Realizing that Nolly will be alone, her friend and costar Tony leaves rehearsal for the next week of shows without permission to hop on his sailboat and wave goodbye. Good thing, too; onshore, Jack yells for Nolly to give a more emphatic goodbye as the ship sails away, but Nolly thinks that’s dumb – until she sees Jack on his boat and begins enthusiastically waving with both hands, satisfying Jack.

At home, Nolly makes a sandwich and pours champagne for the airing of her last episode – then decides to go out with Tony instead. She opts to ride the bus with him, astonishing the fans on it. They’re all eager to know what happens to Meg, and why Nolly was fired. Who did it to you? they ask, and Nolly responds to her female interlocutors that men did. All the women nod in understanding.

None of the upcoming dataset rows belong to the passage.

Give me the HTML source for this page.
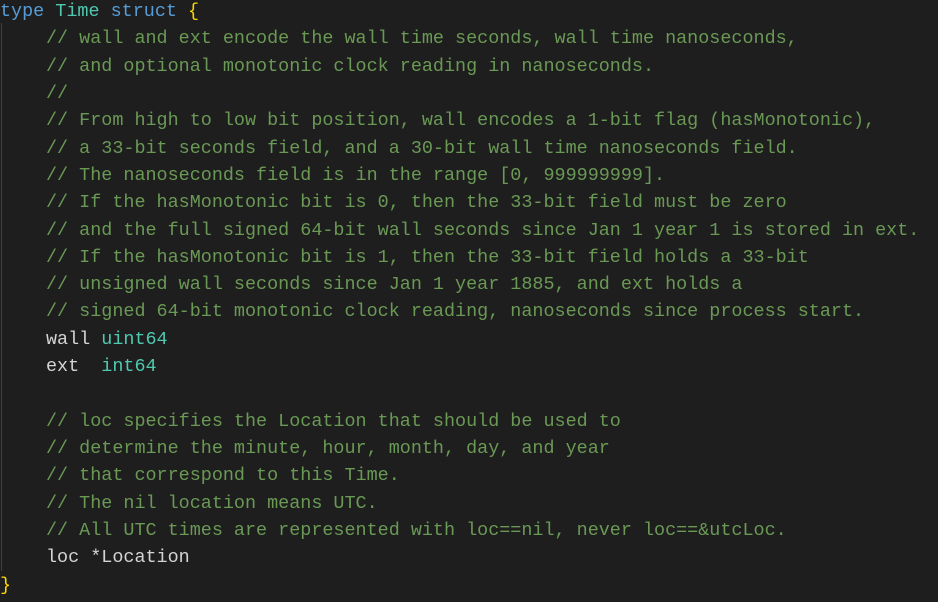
<!DOCTYPE html>
<html><head><meta charset="utf-8"><style>
html,body{margin:0;padding:0;background:#1e1e1e;width:938px;height:602px;overflow:hidden}
pre{margin:0;position:absolute;top:-2px;left:0;font-family:"Liberation Mono",monospace;font-size:18.43px;line-height:27.32px;color:#d4d4d4;white-space:pre}
.k{color:#569cd6}.t{color:#4ec9b0}.c{color:#6a9955}.b{color:#ffd700}
.g{position:absolute;left:1px;top:23px;width:1px;height:548px;background:#404040}
.i{display:inline-block;width:46px}
</style></head><body>
<div class="g"></div>
<pre><span class="k">type</span> <span class="t">Time</span> <span class="k">struct</span> <span class="b">{</span>
<span class="i"></span><span class="c">// wall and ext encode the wall time seconds, wall time nanoseconds,</span>
<span class="i"></span><span class="c">// and optional monotonic clock reading in nanoseconds.</span>
<span class="i"></span><span class="c">//</span>
<span class="i"></span><span class="c">// From high to low bit position, wall encodes a 1-bit flag (hasMonotonic),</span>
<span class="i"></span><span class="c">// a 33-bit seconds field, and a 30-bit wall time nanoseconds field.</span>
<span class="i"></span><span class="c">// The nanoseconds field is in the range [0, 999999999].</span>
<span class="i"></span><span class="c">// If the hasMonotonic bit is 0, then the 33-bit field must be zero</span>
<span class="i"></span><span class="c">// and the full signed 64-bit wall seconds since Jan 1 year 1 is stored in ext.</span>
<span class="i"></span><span class="c">// If the hasMonotonic bit is 1, then the 33-bit field holds a 33-bit</span>
<span class="i"></span><span class="c">// unsigned wall seconds since Jan 1 year 1885, and ext holds a</span>
<span class="i"></span><span class="c">// signed 64-bit monotonic clock reading, nanoseconds since process start.</span>
<span class="i"></span>wall <span class="t">uint64</span>
<span class="i"></span>ext  <span class="t">int64</span>

<span class="i"></span><span class="c">// loc specifies the Location that should be used to</span>
<span class="i"></span><span class="c">// determine the minute, hour, month, day, and year</span>
<span class="i"></span><span class="c">// that correspond to this Time.</span>
<span class="i"></span><span class="c">// The nil location means UTC.</span>
<span class="i"></span><span class="c">// All UTC times are represented with loc==nil, never loc==&amp;utcLoc.</span>
<span class="i"></span>loc *Location
<span class="b">}</span></pre>
</body></html>
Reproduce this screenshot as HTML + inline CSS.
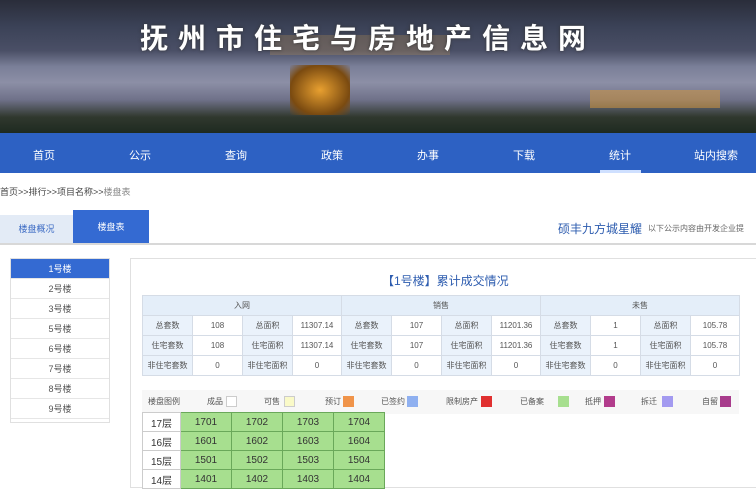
<!DOCTYPE html><html><head><meta charset="utf-8"><style>
*{margin:0;padding:0;box-sizing:border-box}
body{width:756px;height:479px;overflow:hidden;background:#fff;font-family:"Liberation Sans","Noto Sans CJK SC",sans-serif;position:relative;font-size:10px;color:#555}
.abs{position:absolute}
#ban{left:0;top:0;width:756px;height:133px;background:linear-gradient(180deg,#2a2d3a 0%,#3b4257 20%,#4a4f66 38%,#7a7f98 50%,#8c8fa6 62%,#6f7189 75%,#30382e 88%,#1e2a20 100%)}
#title{left:140px;top:17px;font-size:28px;color:#fff;letter-spacing:10px;font-weight:bold;text-shadow:0 0 3px #333;white-space:nowrap}
#nav{left:0;top:133px;width:756px;height:40px;background:#2d61c3}
.ni{position:absolute;top:14px;color:#fff;font-size:11px;transform:translateX(-50%);white-space:nowrap}
#bc{left:0;top:185px;font-size:9px;color:#444}
.tab{top:210px;height:33px;line-height:36px;text-align:center;font-size:9px}
table{border-collapse:collapse;table-layout:fixed}
#st td{border:1px solid #d5dce6;height:20px;text-align:center;font-size:8px;color:#555;white-space:nowrap;overflow:hidden}
#st td.h{background:#e4eef9}
#st td.l{background:#eaf2fb}
.side div{height:20px;line-height:20px;text-align:center;border-bottom:1px solid #e6e6e6;font-size:9px;color:#555}
.lg{position:absolute;top:396px;font-size:8px;color:#555}
.bx{position:absolute;top:396px;width:11px;height:11px;border:1px solid #ccc}
#fl td{border:1px solid #6aa85a;height:19px;text-align:center;font-size:10px;color:#333;background:#a7df8f;width:51px}
#fl td.f{background:#fff;border-color:#ccc;width:38px}
</style></head><body>
<div id="ban" class="abs"></div>
<div class="abs" style="left:270px;top:35px;width:180px;height:20px;background:rgba(200,150,80,.25)"></div>
<div class="abs" style="left:290px;top:65px;width:60px;height:50px;background:radial-gradient(#e8a030,#7a4a10 70%,transparent)"></div>
<div class="abs" style="left:590px;top:90px;width:130px;height:18px;background:rgba(210,150,60,.55)"></div>
<div id="title" class="abs">抚州市住宅与房地产信息网</div>
<div id="nav" class="abs">
<span class="ni" style="left:44px">首页</span><span class="ni" style="left:140px">公示</span><span class="ni" style="left:236px">查询</span><span class="ni" style="left:332px">政策</span><span class="ni" style="left:428px">办事</span><span class="ni" style="left:524px">下载</span><span class="ni" style="left:620px">统计</span><span class="ni" style="left:716px">站内搜索</span>
<div class="abs" style="left:600px;top:37px;width:41px;height:3px;background:#cfe0ff"></div></div>
<div id="bc" class="abs">首页&gt;&gt;排行&gt;&gt;项目名称&gt;&gt;<span style="color:#888">楼盘表</span></div>
<div class="abs tab" style="left:0;width:73px;background:#e3ebf6;color:#3c6bc4;top:215px;height:28px;line-height:28px">楼盘概况</div>
<div class="abs tab" style="left:73px;width:76px;background:#346ad2;color:#fff;line-height:34px">楼盘表</div>
<div class="abs" style="left:0;top:243px;width:756px;height:2px;background:#d8d8d8"></div>
<div class="abs" style="left:558px;top:220px;font-size:12px;color:#2d5caf">硕丰九方城星耀</div>
<div class="abs" style="left:648px;top:223px;font-size:8px;color:#666;white-space:nowrap">以下公示内容由开发企业提</div>
<div class="abs side" style="left:10px;top:258px;width:100px;border:1px solid #e0e0e0;height:165px">
<div style="background:#346ad2;color:#fff">1号楼</div><div>2号楼</div><div>3号楼</div><div>5号楼</div><div>6号楼</div><div>7号楼</div><div>8号楼</div><div>9号楼</div></div>
<div class="abs" style="left:130px;top:258px;width:630px;height:230px;border:1px solid #e0e0e0"></div>
<div class="abs" style="left:382px;top:272px;font-size:12px;color:#2d5caf">【1号楼】累计成交情况</div>
<table id="st" class="abs" style="left:142px;top:295px;width:597px">
<colgroup><col style="width:50px"><col style="width:50px"><col style="width:50px"><col style="width:49px"><col style="width:50px"><col style="width:50px"><col style="width:50px"><col style="width:49px"><col style="width:50px"><col style="width:50px"><col style="width:50px"><col style="width:49px"></colgroup>
<tr><td class="h" colspan="4">入网</td><td class="h" colspan="4">销售</td><td class="h" colspan="4">未售</td></tr>
<tr><td class="l">总套数</td><td>108</td><td class="l">总面积</td><td>11307.14</td><td class="l">总套数</td><td>107</td><td class="l">总面积</td><td>11201.36</td><td class="l">总套数</td><td>1</td><td class="l">总面积</td><td>105.78</td></tr>
<tr><td class="l">住宅套数</td><td>108</td><td class="l">住宅面积</td><td>11307.14</td><td class="l">住宅套数</td><td>107</td><td class="l">住宅面积</td><td>11201.36</td><td class="l">住宅套数</td><td>1</td><td class="l">住宅面积</td><td>105.78</td></tr>
<tr><td class="l">非住宅套数</td><td>0</td><td class="l">非住宅面积</td><td>0</td><td class="l">非住宅套数</td><td>0</td><td class="l">非住宅面积</td><td>0</td><td class="l">非住宅套数</td><td>0</td><td class="l">非住宅面积</td><td>0</td></tr>
</table>
<div class="abs" style="left:142px;top:390px;width:597px;height:24px;background:#f7f7f7"></div>
<span class="lg" style="left:148px">楼盘图例</span>
<span class="lg" style="left:207px">成品</span><span class="bx" style="left:226px;background:#fff"></span>
<span class="lg" style="left:264px">可售</span><span class="bx" style="left:284px;background:#fafac8"></span>
<span class="lg" style="left:325px">预订</span><span class="bx" style="left:343px;background:#f0944a;border-color:#f0944a"></span>
<span class="lg" style="left:381px">已签约</span><span class="bx" style="left:407px;background:#8fb0f0;border-color:#8fb0f0"></span>
<span class="lg" style="left:446px">限制房产</span><span class="bx" style="left:481px;background:#e03030;border-color:#e03030"></span>
<span class="lg" style="left:520px">已备案</span><span class="bx" style="left:558px;background:#a7df8f;border-color:#a7df8f"></span>
<span class="lg" style="left:585px">抵押</span><span class="bx" style="left:604px;background:#b23c8c;border-color:#b23c8c"></span>
<span class="lg" style="left:641px">拆迁</span><span class="bx" style="left:662px;background:#a39af0;border-color:#a39af0"></span>
<span class="lg" style="left:702px">自留</span><span class="bx" style="left:720px;background:#a83c8c;border-color:#a83c8c"></span>
<table id="fl" class="abs" style="left:142px;top:412px">
<tr><td class="f">17层</td><td>1701</td><td>1702</td><td>1703</td><td>1704</td></tr>
<tr><td class="f">16层</td><td>1601</td><td>1602</td><td>1603</td><td>1604</td></tr>
<tr><td class="f">15层</td><td>1501</td><td>1502</td><td>1503</td><td>1504</td></tr>
<tr><td class="f">14层</td><td>1401</td><td>1402</td><td>1403</td><td>1404</td></tr>
</table>
</body></html>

A male passenger chimes in to share that he doesn’t know who Nolly is, and dismisses the show as a dumb program for women. Nolly lambasts him, to the delight of the women on the bus, who laugh and cheer.

She and Tony get off and decide to have a fancy dinner; Tony will pay this time. Nolly will have to sell the flat she rents to him, as well as her Rolls, but she advises him to just carry on in his role on the show, while warning that it’s ruthless – a truism illustrated by the cutting of the young actress playing Poppy, who learns she’s out when she doesn’t receive a script one day. The cast carries on, per Nolly’s instruction; the actress who plays her daughter even reverently takes Nolly’s chair in the rehearsal room.

Tony asks Nolly what she’ll do next, and she reassures him that she has plans – despite her earlier laments that she was lost and couldn’t see any next steps. Larry helped her find one that night when she visited him at the theater. He brought her onstage and reminded her that theater is where she started – in a long-running production of Brigadoon. It’s where she belongs.

He overcomes her skepticism by recalling her past glories and telling her to show those domineering men and doubters. She’s ready for a new chapter.